Hopefully, I can help sort out the why, when, and what of clear coating, so you won’t (figuratively) walk around on a hot summer day with a long coat on. And no pants underneath. 🙂

Why bother clear coating?

Clear coating in and of itself is nothing magical. The purpose of a clear coat is to accomplish something else, some intended purpose. So adding a clear coat will generally fall under these categories:

  • Protection– You may want to protect work already finished. It could be sealing it from damage, or against later applications of paint, weathering, etc. An example would be to protect the base paint against another coating, such as a wash.
  • Preparation– Some clear coats are applied to prepare the surface for a particular technique to follow. An example would be the use of a gloss coat to prepare parts for decals.
  • Protection AND Preparation– Many times, a clear coat application accomplishes both of the previous reasons at the same time.
  • Finish– Some clear coats are applied as a final step in the build process, to achieve a certain overall surface finish, such as a matte coat to take away the shine on a model.

While there are certainly a great range of answers to the “why” of clear coating, most will fall under those four categories. Of course, now that we’ve established why a clear coat is applied, that moves us on to…

When do you clear coat?

Now we’re getting to the heart of the matter. Knowing when to clear coat is of critical importance.
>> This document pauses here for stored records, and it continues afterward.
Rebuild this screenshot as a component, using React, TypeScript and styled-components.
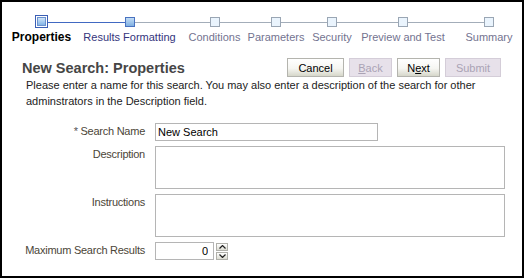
import React from "react"
import styled, { createGlobalStyle } from "styled-components"

type StopState = "current" | "visited" | "unvisited"

interface Step {
  label: string
  width: number
  state: StopState
  leftLine?: string
  rightLine?: string
}

const BLUE_LINE = "#4169c2"
const GREY_LINE = "#a3adb9"

const steps: Step[] = [
  { label: "Properties", width: 67, state: "current", rightLine: BLUE_LINE },
  { label: "Results Formatting", width: 109, state: "visited", leftLine: BLUE_LINE, rightLine: GREY_LINE },
  { label: "Conditions", width: 61, state: "unvisited", leftLine: GREY_LINE, rightLine: GREY_LINE },
  { label: "Parameters", width: 62, state: "unvisited", leftLine: GREY_LINE, rightLine: GREY_LINE },
  { label: "Security", width: 50, state: "unvisited", leftLine: GREY_LINE, rightLine: GREY_LINE },
  { label: "Preview and Test", width: 92, state: "unvisited", leftLine: GREY_LINE, rightLine: GREY_LINE },
  { label: "Summary", width: 80, state: "unvisited", leftLine: GREY_LINE },
]

const App: React.FC = () => (
  <>
    <GlobalStyle />
    <Frame>
      <Train>
        {steps.map((s) => (
          <StepCell key={s.label} $width={s.width}>
            <Track>
              <Line $color={s.leftLine} />
              {s.state === "current" ? (
                <CurrentStop>
                  <CurrentInner />
                </CurrentStop>
              ) : (
                <Stop $visited={s.state === "visited"} />
              )}
              <Line $color={s.rightLine} />
            </Track>
            <StepLabel $state={s.state}>{s.label}</StepLabel>
          </StepCell>
        ))}
      </Train>

      <Content>
        <TitleRow>
          <Title>New Search: Properties</Title>
          <Buttons>
            <Button $width={57}>Cancel</Button>
            <Button $width={43} disabled>
              <u>B</u>ack
            </Button>
            <Button $width={43}>
              N<u>e</u>xt
            </Button>
            <Button $width={56} disabled>
              Submit
            </Button>
          </Buttons>
        </TitleRow>
        <Intro>
          Please enter a name for this search. You may also enter a description of the search for other
          adminstrators in the Description field.
        </Intro>
      </Content>

      <Form>
        <Label>
          <Required>*</Required> Search Name
        </Label>
        <TextInput defaultValue="New Search" />

        <Label>Description</Label>
        <TextArea />

        <Label>Instructions</Label>
        <TextArea />

        <Label>Maximum Search Results</Label>
        <NumberField>
          <NumberInput defaultValue="0" />
          <Spinner>
            <SpinButton aria-label="Increase">
              <svg width="7" height="4" viewBox="0 0 7 4">
                <path d="M0.5 3.5 L3.5 0.5 L6.5 3.5" fill="none" stroke="#222" strokeWidth="1.2" />
              </svg>
            </SpinButton>
            <SpinButton aria-label="Decrease">
              <svg width="7" height="4" viewBox="0 0 7 4">
                <path d="M0.5 0.5 L3.5 3.5 L6.5 0.5" fill="none" stroke="#222" strokeWidth="1.2" />
              </svg>
            </SpinButton>
          </Spinner>
        </NumberField>
      </Form>
    </Frame>
  </>
)
export default App

const GlobalStyle = createGlobalStyle`
  body {
    margin: 0;
    background: #ffffff;
    font-family: "Liberation Sans", Arial, sans-serif;
    font-size: 11px;
  }
`

const Frame = styled.div`
  box-sizing: border-box;
  width: 524px;
  height: 278px;
  border: 2px solid #000000;
  background: #ffffff;
  overflow: hidden;
`

const Train = styled.div`
  display: flex;
  padding: 13px 0 0 6px;
`

const StepCell = styled.div<{ $width: number }>`
  flex: none;
  width: ${(p) => p.$width}px;
  display: flex;
  flex-direction: column;
  align-items: center;
`

const Track = styled.div`
  align-self: stretch;
  height: 13px;
  display: flex;
  align-items: center;
`

const Line = styled.div<{ $color?: string }>`
  flex: 1;
  height: 1px;
  margin-top: 1px;
  background: ${(p) => p.$color ?? "transparent"};
`

const CurrentStop = styled.div`
  box-sizing: border-box;
  width: 13px;
  height: 13px;
  border: 1px solid #3b5fb5;
  background: #ffffff;
  padding: 1px;
`

const CurrentInner = styled.div`
  box-sizing: border-box;
  width: 100%;
  height: 100%;
  border: 1px solid #6b92cf;
  background: linear-gradient(#cfe4f8, #84b5e6);
`

const Stop = styled.div<{ $visited: boolean }>`
  box-sizing: border-box;
  width: 10px;
  height: 10px;
  margin-top: 1px;
  border: 1px solid ${(p) => (p.$visited ? "#4a72c0" : "#9aa6b4")};
  background: ${(p) => (p.$visited ? "linear-gradient(#c2dcf5, #80b0e2)" : "#eaf4fd")};
`

const StepLabel = styled.div<{ $state: StopState }>`
  margin-top: 3px;
  white-space: nowrap;
  line-height: 13px;
  font-size: ${(p) => (p.$state === "current" ? "12px" : "11px")};
  font-weight: ${(p) => (p.$state === "current" ? "bold" : "normal")};
  color: ${(p) => (p.$state === "current" ? "#000000" : p.$state === "visited" ? "#34347c" : "#737390")};
`

const Content = styled.div`
  padding: 14px 21px 0 20px;
`

const TitleRow = styled.div`
  display: flex;
  align-items: center;
  justify-content: space-between;
  height: 19px;
`

const Title = styled.h1`
  margin: 0;
  font-size: 14.5px;
  font-weight: bold;
  color: #464646;
`

const Buttons = styled.div`
  display: flex;
  gap: 5px;
`

const Button = styled.button<{ $width: number }>`
  box-sizing: border-box;
  width: ${(p) => p.$width}px;
  height: 19px;
  padding: 0;
  font-family: inherit;
  font-size: 11px;
  color: #000000;
  border: 1px solid #b4b4ae;
  background: linear-gradient(#ffffff 0%, #f6f6f2 55%, #d6d7ca 100%);

  &:disabled {
    color: #aaa3b5;
    border-color: #d4cdd8;
    background: #e7e1ea;
  }
`

const Intro = styled.p`
  margin: 0;
  padding-left: 4px;
  line-height: 16px;
  color: #222222;
`

const Form = styled.div`
  display: grid;
  grid-template-columns: 143px auto;
  column-gap: 10px;
  row-gap: 5px;
  margin-top: 14px;
  justify-content: start;
`

const Label = styled.div`
  justify-self: end;
  white-space: nowrap;
  line-height: 16px;
  letter-spacing: -0.25px;
  color: #4b4537;
`

const Required = styled.span`
  color: #555555;
`

const fieldBase = `
  box-sizing: border-box;
  border: 1px solid #b5b5b5;
  font-family: "Liberation Sans", Arial, sans-serif;
  font-size: 11px;
  color: #000000;
  background: #ffffff;
  outline: none;
`

const TextInput = styled.input`
  ${fieldBase}
  width: 223px;
  height: 18px;
  padding: 0 2px;
`

const TextArea = styled.textarea`
  ${fieldBase}
  display: block;
  width: 350px;
  height: 43px;
  resize: none;
`

const NumberField = styled.div`
  display: flex;
  align-items: center;
  gap: 2px;
`

const NumberInput = styled.input`
  ${fieldBase}
  width: 59px;
  height: 18px;
  padding: 0 5px 0 2px;
  text-align: right;
`

const Spinner = styled.div`
  display: flex;
  flex-direction: column;
  gap: 1px;
`

const SpinButton = styled.button`
  box-sizing: border-box;
  width: 12px;
  height: 8px;
  padding: 0;
  display: flex;
  align-items: center;
  justify-content: center;
  border: 1px solid #b0b0aa;
  background: linear-gradient(#ffffff, #dcdcd2);
`
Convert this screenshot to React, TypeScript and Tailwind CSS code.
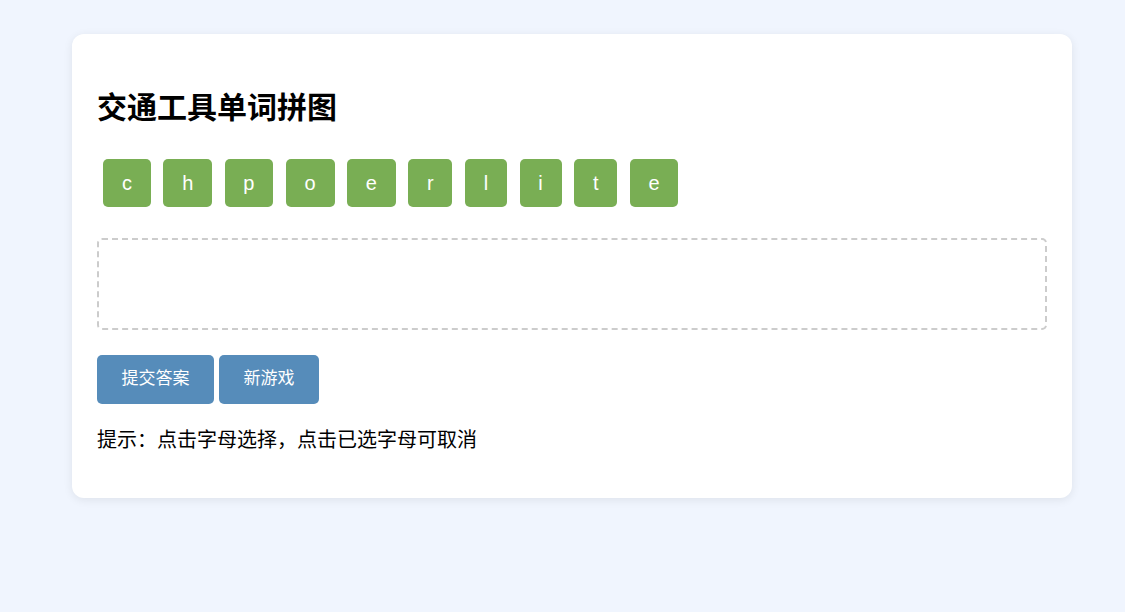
const letters = ['c', 'h', 'p', 'o', 'e', 'r', 'l', 'i', 't', 'e'];

const App = () => {
  return (
    <div className="min-h-[612px] bg-[#f0f5fe] pt-[34px] font-['Liberation_Sans','Noto_Sans_CJK_SC',sans-serif]">
      <div className="ml-[72px] w-[1000px] rounded-xl bg-white px-[25px] pt-[56px] pb-[43px] shadow-[0_2px_10px_rgba(0,0,0,0.08)]">
        <h2 className="text-[30px] font-bold leading-[36px] text-black">交通工具单词拼图</h2>

        <div className="mt-[33px] flex">
          {letters.map((l, i) => (
            <button
              key={i}
              className="mx-[6.25px] flex h-[47.5px] items-center rounded-[5px] bg-[#79ae54] px-[18.8px] text-[20px] text-white"
            >
              {l}
            </button>
          ))}
        </div>

        <div className="mt-[31.5px] h-[92px] rounded-[5px] border-2 border-dashed border-[#cccccc]"></div>

        <div className="mt-[24.5px] flex gap-[5px]">
          <button className="h-[49px] rounded-[5px] bg-[#568cba] px-[24.5px] text-[17px] text-white">提交答案</button>
          <button className="h-[49px] rounded-[5px] bg-[#568cba] px-[24.5px] text-[17px] text-white">新游戏</button>
        </div>

        <p className="mt-[21px] text-[20px] leading-[30px] text-black">提示：点击字母选择，点击已选字母可取消</p>
      </div>
    </div>
  );
};

export default App;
Applying a clear coat just any old-time can be a waste of money, time, and even create problems in the later steps of finishing a model.

While there are certainly more nuanced reasons for the “when”, here are some of the most common times to apply a clear coat:

  • Prior to decals – Most decals will adhere better to a glossy, smooth surface than to a matte, rough surface. A gloss clear coat, applied before you add your decals, will help them adhere much better, and avoid silvering.
  • After decals – the best way to seal your decals after application is – another clear coat. This will protect them from staining after applying a wash, or damage from handling.
  • Prior to using a wash/filter – While an explanation of applying filters and washes is beyond the scope of this article, it is essential generally to apply a coat over the part or model prior to using these techniques. In most cases, a gloss coat is applied, though a matte coat may be desired to achieve a particular effect.
  • After a wash/filter has been applied – Many times I will apply a clear coat after a wash/filter to make sure they stay in place. (Make sure the wash/filter has completely cured!)
  • Prior to a coat of a similar medium – Let’s say you wanted to apply an enamel filter over your model, to give it a bit of a tint, and add subtle streaking and shade variations. Once that was applied, you may want to then apply a panel line wash, using enamel washes. If there is no barrier between the filter and panel line wash, the thinners in the wash may reduce or remove the filter already applied. By clear coating the filter, you protect it against the panel line wash.
  • When a technique requires a different surface texture– Gloss coats are great for decals, but not so good for drybrushing and edge highlighting. So you need to evaluate what surface texture a particular layer in your finish process requires, and apply that.
  • When you finish your model– I like all of my models to be ultra-matte. Sometimes you may want a glossy look, or even a satin look. While that is certainly a matter of personal taste, it is generally a good idea to do some form of clear coating at the end of a build, both to achieve the final finish that you desire, but also to seal it all in for protection. (This can be especially critical for Gunpla builders – all of those cool action poses require a lot of handling! This final coat is often referred to as “top coating”.)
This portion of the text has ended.